Compatibility of polymers and chemical oxidants for enhanced groundwater remediation.

Polymer floods provide a promising method to more effectively deliver conventional groundwater treatment agents to organic contaminants distributed within heterogeneous aquifer systems. Combinations of nontoxic polymers (xanthan and hydrolyzed polyacrylamide) and common chemical oxidants (potassium permanganate and sodium persulfate) were investigated to determine the suitability of these mixtures for polymer-enhanced in situ chemical oxidation applications. Oxidant demand and solution viscosity were utilized as initial measures of chemical compatibility.
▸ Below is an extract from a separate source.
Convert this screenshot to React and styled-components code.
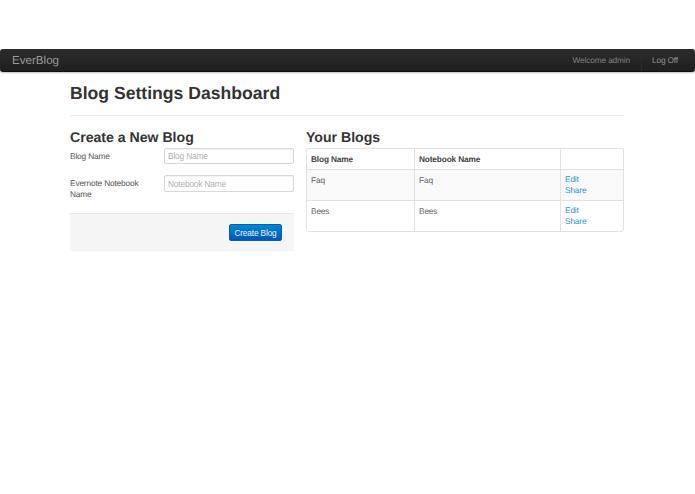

After 72 h of reaction with both test oxidants, solution viscosities in mixtures containing hydrolyzed polyacrylamide were decreased by more than 90% (final viscosities approximately 2 cP), similar to the 95% viscosity loss (final viscosities approximately 1 cP, near that of water) observed in xanthan/persulfate experiments. In contrast, xanthan solutions exposed to potassium permanganate preserved 60-95% of initial viscosity after 72 h. Permanganate depletion in xanthan-containing experiments ranged from 2% to 24% over the same test period. Although oxidant consumption in xanthan/permanganate solutions appeared to be correlated with increasing xanthan concentrations, solutions of up to 2000 mg/L xanthan did not inhibit permanganate from oxidizing a dissolved-phase test contaminant (tetrachloroethene, PCE) in xanthan solution. These advantageous characteristics (high viscosity retention, moderate oxidant demand, and lack of competitive effects on PCE oxidation rate) render xanthan/permanganate the most compatible polymer/oxidant combination of those tested for remediation by polymer-enhanced chemical oxidation.